Advanced Retouching and Focus Stacking
Beyond basics, you may need to clone out distracting specks of dust or errant blades of grass. For focus-stacked images, the blending process is the core of post-processing. After stacking, you'll often need to retouch areas where the software struggled (like fine hairs) using layer masks. This is meticulous work, but it results in an image of stunning, almost hyper-realistic clarity that is the hallmark of expert macro work.
The Philosophy of Patience and Presence
Ultimately, macro photography is a meditative practice. It forces you to be present. You can't rush it. You learn to wait for the breeze to stop, for the ant to climb to the perfect spot, for the light to shift. It cultivates a deep appreciation for the complexity and resilience of even the smallest life forms. In my experience, the days I come back without a "perfect" shot are often the days I learned the most—observing the industrious work of a leafcutter ant or the delicate unfurling of a fern. This practice changes how you walk through the world; you start to see potential photographs everywhere, fostering a continuous connection to the environment.

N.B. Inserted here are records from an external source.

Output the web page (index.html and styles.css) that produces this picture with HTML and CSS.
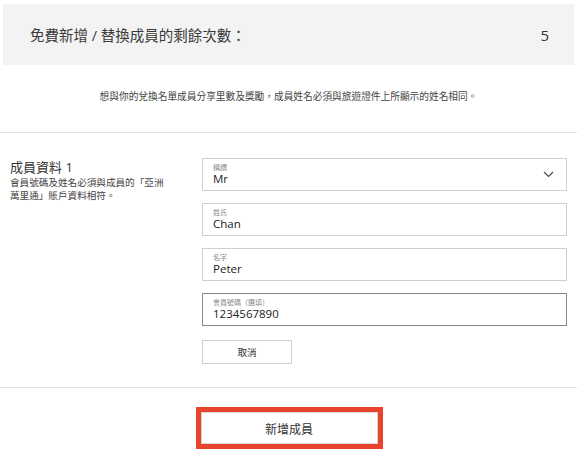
FILE: index.html
```html
<!DOCTYPE html>
<html lang="zh-Hant">
<head>
<meta charset="utf-8">
<link rel="stylesheet" href="styles.css">
</head>
<body>
<div class="summary">
  <span class="summary-title">免費新增 / 替換成員的剩餘次數：</span>
  <span class="summary-count">5</span>
</div>
<p class="intro">想與你的兌換名單成員分享里數及獎勵，成員姓名必須與旅遊證件上所顯示的姓名相同。</p>
<section class="member">
  <div class="member-info">
    <h2 class="member-title">成員資料 1</h2>
    <p class="member-note">會員號碼及姓名必須與成員的「亞洲萬里通」賬戶資料相符。</p>
  </div>
  <div class="member-fields">
    <div class="field field-select">
      <div class="field-body">
        <span class="field-label">稱謂</span>
        <span class="field-value">Mr</span>
      </div>
      <svg class="chevron" width="11" height="7" viewBox="0 0 11 7"><path d="M1 1 L5.5 5.5 L10 1" fill="none" stroke="#444" stroke-width="1.1"/></svg>
    </div>
    <div class="field">
      <div class="field-body">
        <span class="field-label">姓氏</span>
        <span class="field-value">Chan</span>
      </div>
    </div>
    <div class="field">
      <div class="field-body">
        <span class="field-label">名字</span>
        <span class="field-value">Peter</span>
      </div>
    </div>
    <div class="field field-active">
      <div class="field-body">
        <span class="field-label">會員號碼（選填）</span>
        <span class="field-value">1234567890</span>
      </div>
    </div>
    <button class="btn-cancel">取消</button>
  </div>
</section>
<div class="actions">
  <div class="highlight">
    <button class="btn-add">新增成員</button>
  </div>
</div>
</body>
</html>
```

FILE: styles.css
```css
html, body {
  margin: 0;
  padding: 0;
  background: #ffffff;
}
body {
  font-family: "Open Sans", "Noto Sans CJK TC", sans-serif;
  color: #333333;
  width: 577px;
  height: 450px;
  overflow: hidden;
}
.summary {
  margin: 4px 3px 0 3px;
  height: 61px;
  background: #f3f3f4;
  display: flex;
  align-items: center;
  justify-content: space-between;
  padding: 0 25px 0 27px;
  box-sizing: border-box;
}
.summary-title {
  font-size: 14.5px;
  color: #3a3a3a;
}
.summary-count {
  font-size: 15px;
  color: #333;
}
.intro {
  margin: 0;
  height: 68px;
  box-sizing: border-box;
  padding-top: 24px;
  text-align: center;
  font-size: 9.7px;
  color: #444;
  border-bottom: 1px solid #e2e2e2;
}
.member {
  display: flex;
  padding: 25px 10px 0 10px;
  height: 255px;
  box-sizing: border-box;
  border-bottom: 1px solid #e2e2e2;
}
.member-info {
  width: 192px;
  flex-shrink: 0;
}
.member-title {
  margin: 0;
  font-size: 13px;
  font-weight: normal;
  line-height: 18px;
  color: #333;
}
.member-note {
  margin: 0;
  font-size: 9.6px;
  line-height: 13px;
  width: 162px;
  color: #444;
}
.member-fields {
  flex: 1;
  display: flex;
  flex-direction: column;
  gap: 12px;
}
.field {
  height: 33px;
  box-sizing: border-box;
  border: 1px solid #cfcfcf;
  display: flex;
  align-items: center;
  padding: 0 10px;
}
.field-active {
  border-color: #8a8a8a;
}
.field-body {
  flex: 1;
  display: flex;
  flex-direction: column;
}
.field-label {
  font-size: 7px;
  line-height: 9px;
  color: #888;
}
.field-value {
  font-size: 11.5px;
  line-height: 14px;
  color: #222;
}
.chevron {
  margin-right: 2px;
}
.btn-cancel {
  margin-top: 2px;
  width: 90px;
  height: 24px;
  border: 1px solid #cfcfcf;
  background: #fff;
  font-family: "Noto Sans CJK TC", sans-serif;
  font-size: 9.6px;
  color: #333;
  padding: 0;
}
.actions {
  display: flex;
  justify-content: center;
  padding-top: 19px;
  padding-left: 1px;
}
.highlight {
  border: 5px solid #e8432d;
  width: 187px;
  height: 42px;
  box-sizing: border-box;
}
.btn-add {
  width: 100%;
  height: 100%;
  border: 1px solid #d6d6d6;
  background: #fff;
  font-family: "Noto Sans CJK TC", sans-serif;
  font-size: 12px;
  color: #333;
  padding: 0;
}
```
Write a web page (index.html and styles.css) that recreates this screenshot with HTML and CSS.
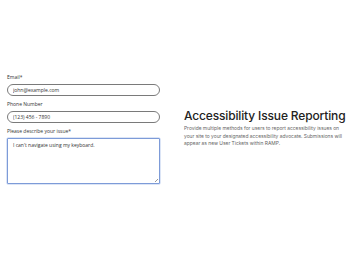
FILE: index.html
```html
<!DOCTYPE html>
<html>
<head>
<meta charset="utf-8">
<link rel="stylesheet" href="styles.css">
</head>
<body>
<main class="page">
  <form class="form">
    <label class="label" for="email">Email*</label>
    <input class="field" id="email" type="text" value="john@example.com">
    <label class="label" for="phone">Phone Number</label>
    <input class="field" id="phone" type="text" value="(123) 456 - 7890">
    <label class="label" for="issue">Please describe your issue*</label>
    <div class="area-wrap">
      <textarea class="area" id="issue">I can't navigate using my keyboard.</textarea>
    </div>
  </form>
  <section class="intro">
    <h1 class="title">Accessibility Issue Reporting</h1>
    <p class="desc">Provide multiple methods for users to report accessibility issues on your site to your designated accessibility advocate. Submissions will appear as new User Tickets within RAMP.</p>
  </section>
</main>
</body>
</html>
```
FILE: styles.css
```css
* { box-sizing: border-box; }
html, body { margin: 0; background: #fff; }
body { font-family: "Open Sans", "Noto Sans", sans-serif; }
.page {
  height: 263px;
  display: grid;
  grid-template-columns: 153px 160px;
  column-gap: 24px;
  padding: 0 6px 0 7px;
  align-items: start;
}
.form {
  display: flex;
  flex-direction: column;
  padding-top: 74px;
}
.label {
  font-size: 5px;
  line-height: 6px;
  color: #333;
  margin-bottom: 4px;
}
.field {
  height: 12px;
  border: 1px solid #7a7a7a;
  border-radius: 6px;
  padding: 0 5px;
  font-family: inherit;
  font-size: 5px;
  color: #333;
  margin: 0 0 5px;
  outline: none;
}
.area-wrap {
  position: relative;
  height: 46px;
}
.area-wrap::after {
  content: "";
  position: absolute;
  right: 2px;
  bottom: 2px;
  width: 3px;
  height: 3px;
  background: linear-gradient(135deg, transparent 45%, #9a9a9a 45%, #9a9a9a 60%, transparent 60%);
}
.area {
  display: block;
  width: 100%;
  height: 46px;
  border: 1px solid #7d9bd8;
  box-shadow: 0 0 0 0.5px #b9cbee;
  border-radius: 1px;
  padding: 3px 5px;
  font-family: inherit;
  font-size: 5px;
  line-height: 7px;
  color: #333;
  margin: 0;
  resize: none;
  outline: none;
}
.intro { padding-top: 109px; }
.title {
  font-family: Inter, sans-serif;
  font-weight: 500;
  font-size: 12px;
  line-height: 14px;
  color: #222;
  margin: 0 0 2px;
  white-space: nowrap;
  letter-spacing: -0.15px;
}
.desc {
  font-family: Inter, sans-serif;
  font-size: 4.9px;
  line-height: 7.7px;
  color: #666;
  margin: 0;
}
```
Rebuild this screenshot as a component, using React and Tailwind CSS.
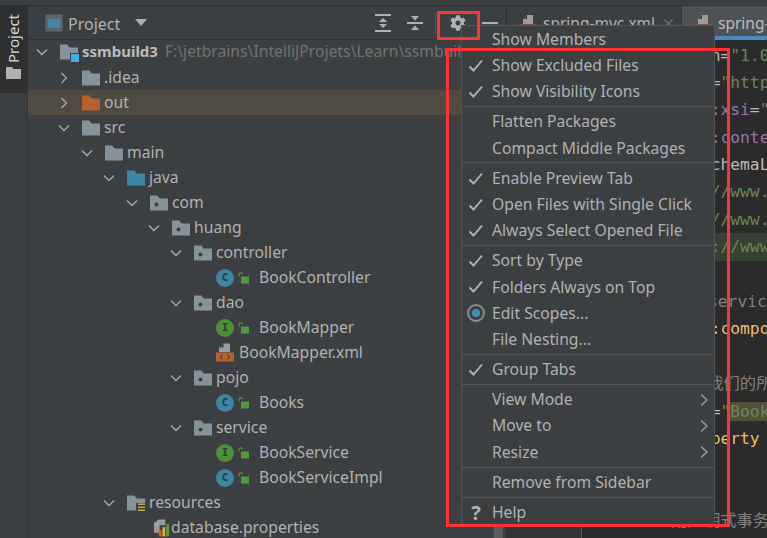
import React from "react";
import { FaCog } from "react-icons/fa";

const SANS = "font-['Noto_Sans','Open_Sans',sans-serif]";

const Chevron = ({ open, className = "" }) => (
  <svg width="16" height="16" viewBox="0 0 16 16" className={className} fill="none" stroke="#a9abad" strokeWidth="1.3">
    {open ? <path d="M3 5.5l5 5 5-5" /> : <path d="M5.5 3l5 5-5 5" />}
  </svg>
);

const Folder = ({ color = "#87939a", dot, stripes }) => (
  <svg width="18" height="16" viewBox="0 0 18 16" className="shrink-0">
    <path d="M0 1h7.5l2 3H18v12H0z" transform="translate(0 -.5)" fill={color} />
    {dot && <circle cx="6.5" cy="9.5" r="2" fill="#3c3f41" />}
    {stripes && (
      <g>
        <rect x="9" y="8" width="9" height="8" fill="#3c3f41" />
        <rect x="11" y="8.5" width="8" height="1.5" fill="#c9a24a" />
        <rect x="11" y="11.5" width="8" height="1.5" fill="#c9a24a" />
        <rect x="11" y="14.5" width="8" height="1.5" fill="#c9a24a" />
      </g>
    )}
  </svg>
);

const ModuleIcon = () => (
  <span className="relative w-[18px] h-4 shrink-0">
    <Folder />
    <span className="absolute left-[11px] top-[10px] w-2 h-2 bg-[#3fb1e5] outline outline-1 outline-[#3c3f41]" />
  </span>
);

const Lock = () => (
  <svg width="11" height="12" viewBox="0 0 11 12" className="shrink-0">
    <path d="M1 4.5V2.6C1 1.4 1.9.8 2.8.8s1.6.6 1.9 1.5" fill="none" stroke="#4f9a3c" strokeWidth="1.2" />
    <rect x="3" y="4.5" width="8" height="7" fill="#4f9a3c" />
  </svg>
);

const ClassIcon = ({ kind }) => (
  <span className="flex items-center gap-1 shrink-0">
    <span
      className={
        "w-[18px] h-[18px] rounded-full flex items-center justify-center text-[11px] font-bold leading-none text-[#2f3a3e] font-['DejaVu_Sans_Mono',monospace] " +
        (kind === "I" ? "bg-[#4f8f38]" : "bg-[#3d84a5]")
      }
    >
      {kind}
    </span>
    <Lock />
  </span>
);

const XmlIcon = () => (
  <svg width="18" height="19" viewBox="0 0 18 19" className="shrink-0">
    <path d="M3 9V4.5L7.5 0.5H14V9z" fill="#9a9da0" />
    <path d="M3 4.5H7.5V0.5z" fill="#3c3f41" />
    <rect x="0" y="9.5" width="18" height="9" fill="#b8602c" />
    <path d="M6.5 11.5L4.5 14l2 2.5M11.5 11.5l2 2.5-2 2.5" stroke="#3c3f41" strokeWidth="1.2" fill="none" />
  </svg>
);

const PropIcon = () => (
  <svg width="17" height="19" viewBox="0 0 18 19" className="shrink-0">
    <path d="M1 15V5l5-4h7v6H7v8z" fill="#9a9da0" />
    <rect x="6" y="12" width="3" height="7" fill="#d9622b" />
    <rect x="10" y="9" width="3" height="10" fill="#e0a93b" />
    <rect x="14" y="6" width="3" height="13" fill="#5c9c3c" />
  </svg>
);

const TabXml = () => (
  <svg width="16" height="11" viewBox="0 0 16 11" className="shrink-0">
    <path d="M3 9V4L7 0h6v9z" fill="#9a9da0" />
    <path d="M3 4h4V0z" fill="#3c3f41" />
    <rect x="0" y="9.5" width="16" height="1.5" fill="#b8602c" />
  </svg>
);

const rows = [
  { d: 0, open: true, icon: <ModuleIcon />, label: "ssmbuild3", bold: true, path: "F:\\jetbrains\\IntelliJProjets\\Learn\\ssmbuild3" },
  { d: 1, open: false, icon: <Folder />, label: ".idea" },
  { d: 1, open: false, icon: <Folder color="#b85f2d" />, label: "out", hi: true },
  { d: 1, open: true, icon: <Folder />, label: "src" },
  { d: 2, open: true, icon: <Folder />, label: "main" },
  { d: 3, open: true, icon: <Folder color="#3d87a5" />, label: "java" },
  { d: 4, open: true, icon: <Folder dot />, label: "com" },
  { d: 5, open: true, icon: <Folder dot />, label: "huang" },
  { d: 6, open: true, icon: <Folder dot />, label: "controller" },
  { d: 7, icon: <ClassIcon kind="C" />, label: "BookController", gap: "ml-[10px]" },
  { d: 6, open: true, icon: <Folder dot />, label: "dao" },
  { d: 7, icon: <ClassIcon kind="I" />, label: "BookMapper", gap: "ml-[10px]" },
  { d: 7, icon: <XmlIcon />, label: "BookMapper.xml", gap: "ml-[5px]" },
  { d: 6, open: true, icon: <Folder dot />, label: "pojo" },
  { d: 7, icon: <ClassIcon kind="C" />, label: "Books", gap: "ml-[10px]" },
  { d: 6, open: true, icon: <Folder dot />, label: "service" },
  { d: 7, icon: <ClassIcon kind="I" />, label: "BookService", gap: "ml-[10px]" },
  { d: 7, icon: <ClassIcon kind="C" />, label: "BookServiceImpl", gap: "ml-[10px]" },
  { d: 3, open: true, icon: <Folder stripes />, label: "resources" },
  { d: 4, icon: <PropIcon />, label: "database.properties", gap: "ml-[1px]", shift: "ml-[13px]" },
];

const depthPad = ["pl-[6px]", "pl-[28px]", "pl-[51px]", "pl-[73px]", "pl-[96px]", "pl-[118px]", "pl-[140px]", "pl-[162px]"];

const TreeRow = ({ r }) => (
  <div className={"h-[25px] flex items-center whitespace-nowrap shrink-0 " + depthPad[r.d] + (r.hi ? " bg-[#4f4b41]" : "") + (r.bold ? " pb-[2px]" : "")}>
    {r.open === undefined ? (
      <span className="w-4 shrink-0" />
    ) : (
      <Chevron open={r.open} className="shrink-0" />
    )}
    <span className={"flex items-center " + (r.shift || "ml-[10px]")}>{r.icon}</span>
    <span className={(r.gap || "ml-[4px]") + (r.bold ? " font-bold text-[15px] text-[#bbbbbb]" : " text-[#afb1b3]")}>{r.label}</span>
    {r.path && <span className="ml-[7px] text-[#6f7173]">{r.path}</span>}
  </div>
);

const Check = () => (
  <svg width="16" height="16" viewBox="0 0 16 16" fill="none" stroke="#afb1b3" strokeWidth="1.9">
    <path d="M1.5 8.5l4 4L14 2.5" />
  </svg>
);

const MenuRow = ({ mark, label, sub }) => (
  <div className="h-[26.2px] flex items-center whitespace-nowrap text-[#afb1b3] relative">
    <span className="w-[30px] flex justify-center pr-[2px] shrink-0">
      {mark === "check" && <Check />}
      {mark === "radio" && (
        <span className="w-[18px] h-[18px] rounded-full bg-[#3c3f41] border-[2.5px] border-[#8a8d90] flex items-center justify-center">
          <span className="w-2 h-2 rounded-full bg-[#3f8fb8]" />
        </span>
      )}
      {mark === "help" && <span className="text-[#afb1b3] text-[20px] font-bold leading-none">?</span>}
    </span>
    <span>{label}</span>
    {sub && (
      <svg width="10" height="14" viewBox="0 0 10 14" className="absolute right-[5px] top-[6px]" fill="none" stroke="#9a9c9e" strokeWidth="1.5">
        <path d="M2 1.5L8 7l-6 5.5" />
      </svg>
    )}
  </div>
);

const Sep = () => (
  <div className="h-1 flex items-start pt-px">
    <div className="h-px w-full bg-[#515355]" />
  </div>
);

const menu = [
  ["", "Show Members"],
  ["check", "Show Excluded Files"],
  ["check", "Show Visibility Icons"],
  null,
  ["", "Flatten Packages"],
  ["", "Compact Middle Packages"],
  null,
  ["check", "Enable Preview Tab"],
  ["check", "Open Files with Single Click"],
  ["check", "Always Select Opened File"],
  null,
  ["check", "Sort by Type"],
  ["check", "Folders Always on Top"],
  ["radio", "Edit Scopes..."],
  ["", "File Nesting..."],
  null,
  ["check", "Group Tabs"],
  null,
  ["", "View Mode", true],
  ["", "Move to", true],
  ["", "Resize", true],
  null,
  ["", "Remove from Sidebar"],
  null,
  ["help", "Help"],
];

const G = "text-[#6a8759]";
const P = "text-[#9876aa]";
const W = "text-[#bababa]";
const Y = "text-[#e8bf6a]";
const C = "text-[#808080]";

const code = [
  <span className={W}>&lt;?xml version=<span className={G}>"1.0" encoding</span></span>,
  <span className={W}><span className={Y}>&lt;beans</span> xmlns=<span className={G}>"http://www</span></span>,
  <span className={W}>       <span className={W}>xmlns</span><span className={P}>:xsi</span>=<span className={G}>"http://www</span></span>,
  <span className={W}>       xmlns<span className={P}>:context</span>=</span>,
  <span className={W}>       xsi:schemaLocation</span>,
  <span className={G}>       http://www.springfr</span>,
  <span className={G}>       http://www.springfr</span>,
  <span className={G}>        http://www.springf</span>,
  <span> </span>,
  <span className={C}>    &lt;!--扫描<span className="ml-[4px]">service下的包</span>--&gt;</span>,
  <span className={Y}>    &lt;context:component-scan</span>,
  <span> </span>,
  <span className={C}>    &lt;!--2 将我们的所有业务类--&gt;</span>,
  <span className={W}>    <span className={Y}>&lt;bean</span> id=<span className={G}>"<span className="bg-[#52503a]">BookServiceImpl</span></span></span>,
  <span className={Y}>        &lt;property name</span>,
  <span> </span>,
  <span> </span>,
  <span className={C}>    &lt;!--用声明式事务配置--&gt;</span>,
  <span className={W}>    <span className={Y}>&lt;bean</span> id=<span className={G}>"<span className="bg-[#52503a]">transaction</span></span></span>,
];

export default function App() {
  return (
    <div className={"w-[767px] h-[538px] overflow-hidden relative bg-[#3c3f41] flex flex-col text-[15.7px] " + SANS}>
      <div className="h-[6px] shrink-0 border-b border-[#323232]" />
      <div className="flex-1 min-h-0 flex">
        {/* tool stripe */}
        <div className="w-[28px] shrink-0 border-r border-[#323232]">
          <div className="h-[87px] bg-[#2d2f30] flex flex-col items-center pt-[8px] gap-[4px]">
            <span className="[writing-mode:vertical-rl] rotate-180 text-[15px] leading-none text-[#d6d6d6]">Project</span>
            <svg width="15" height="12" viewBox="0 0 15 12"><path d="M0 0h6l1.5 2H15v10H0z" fill="#afb1b3" /></svg>
          </div>
        </div>

        {/* project panel */}
        <div className="w-[479px] shrink-0 flex flex-col relative border-r border-[#2b2b2b]">
          <div className="h-[34px] shrink-0 border-b border-[#323232] flex items-center relative">
            <svg width="18" height="18" viewBox="0 0 18 18" className="ml-[17px] shrink-0">
              <rect x=".5" y=".5" width="17" height="17" fill="#5e6568" />
              <rect x="3" y="5" width="12" height="9" fill="#3f87a5" />
            </svg>
            <span className="ml-[5px] mt-[2px] text-[16px] text-[#afb1b3]">Project</span>
            <svg width="12" height="7" viewBox="0 0 12 7" className="ml-[15px] shrink-0"><path d="M0 0h12L6 7z" fill="#afb1b3" /></svg>
            <div className="flex-1" />
            <svg width="16" height="18" viewBox="0 0 16 18" className="shrink-0" fill="#afb1b3">
              <rect x="0" y="0" width="16" height="2" />
              <rect x="0" y="16" width="16" height="2" />
              <path d="M8 4l4 4H4zM8 14l-4-4h8z" />
            </svg>
            <svg width="16" height="14" viewBox="0 0 16 14" className="ml-[16px] shrink-0" fill="#afb1b3">
              <rect x="0" y="6" width="16" height="2" />
              <path d="M4 0h8L8 4.5zM8 9.5l4 4.5H4z" />
            </svg>
            <div className="w-px h-[22px] bg-[#515355] ml-[12px] shrink-0" />
            <FaCog className="ml-[14px] shrink-0 text-[#afb1b3]" size={16} />
            <div className="ml-[16px] mr-[8px] w-4 h-[2px] bg-[#afb1b3] shrink-0" />
          </div>
          <div className="flex-1 min-h-0 flex flex-col overflow-hidden">
            {rows.map((r, i) => (
              <TreeRow key={i} r={r} />
            ))}
          </div>
          <div className="absolute right-[3px] bottom-0 w-[9px] h-[40px] bg-[#5a5c5e]" />
        </div>

        {/* editor */}
        <div className="flex-1 min-w-0 flex flex-col overflow-hidden">
          <div className="h-[34px] shrink-0 flex">
            <div className="w-[175px] shrink-0 flex items-start pt-[9px] pl-[13px] whitespace-nowrap border-r border-[#323232]">
              <TabXml />
              <span className="ml-[7px] text-[15.5px] text-[#afb1b3] leading-[17px]">spring-mvc.xml</span>
              <svg width="9" height="9" viewBox="0 0 9 9" className="ml-[9px] mt-[4px] shrink-0" fill="none" stroke="#6f7173" strokeWidth="1.3">
                <path d="M.5.5l8 8M8.5.5l-8 8" />
              </svg>
            </div>
            <div className="flex-1 bg-[#4e5254] border-b-[4px] border-[#4a88c7] flex items-start pt-[9px] pl-[13px] whitespace-nowrap overflow-hidden">
              <TabXml />
              <span className="ml-[7px] text-[15.5px] text-[#bbbbbb] leading-[17px]">spring-mvc.xml</span>
            </div>
          </div>
          <div className="flex-1 min-h-0 flex bg-[#2b2b2b] overflow-hidden">
            <div className="w-[75px] shrink-0 bg-[#313335] border-r border-[#555555] pr-[50px] pt-[468px] text-right text-[15px] leading-[27.4px] text-[#606366] font-['DejaVu_Sans_Mono',monospace]">
              21
            </div>
            <div className="flex-1 min-w-0 pt-[1.5px] pl-[11px] overflow-hidden font-['DejaVu_Sans_Mono','Noto_Sans_CJK_SC',monospace] text-[16.3px]">
              {code.map((l, i) => (
                <div key={i} className={"h-[27.4px] leading-[27.4px] whitespace-pre -mr-[600px] " + (i === 7 ? "bg-[#344134]" : "")}>
                  {l}
                </div>
              ))}
            </div>
          </div>
        </div>
      </div>

      {/* popup menu */}
      <div className="absolute left-[461px] top-[25px] w-[254px] h-[501px] bg-[#3c3f41] border border-[#515355] pt-[0.5px]">
        {menu.map((m, i) => (m ? <MenuRow key={i} mark={m[0]} label={m[1]} sub={m[2]} /> : <Sep key={i} />))}
      </div>

      {/* annotation boxes */}
      <div className="absolute left-[437px] top-[11px] w-[43px] h-[29px] border-[3px] border-[#ff3333]" />
      <div className="absolute left-[446px] top-[48px] w-[284px] h-[479px] border-[3px] border-[#ff3333]" />
    </div>
  );
}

Your Assignment: Begin the Exploration Today
The barrier to entry has never been lower. Your first mission needs no special gear. Tomorrow morning, take your phone or camera, find a single flower or a patch of interesting moss in your immediate vicinity, and spend 30 minutes with it. Get closer than you think you should. Change your angle—shoot from the side, from directly above, and from underneath if you can. Observe how the light changes. Look for water droplets, insects, or interesting patterns. Don't worry about technical perfection; aim for one image that shows something you hadn't noticed before. Share it, or keep it as a record of the day you started to see the hidden world. That sense of discovery is the true art of macro, and it's waiting for you, right outside your door.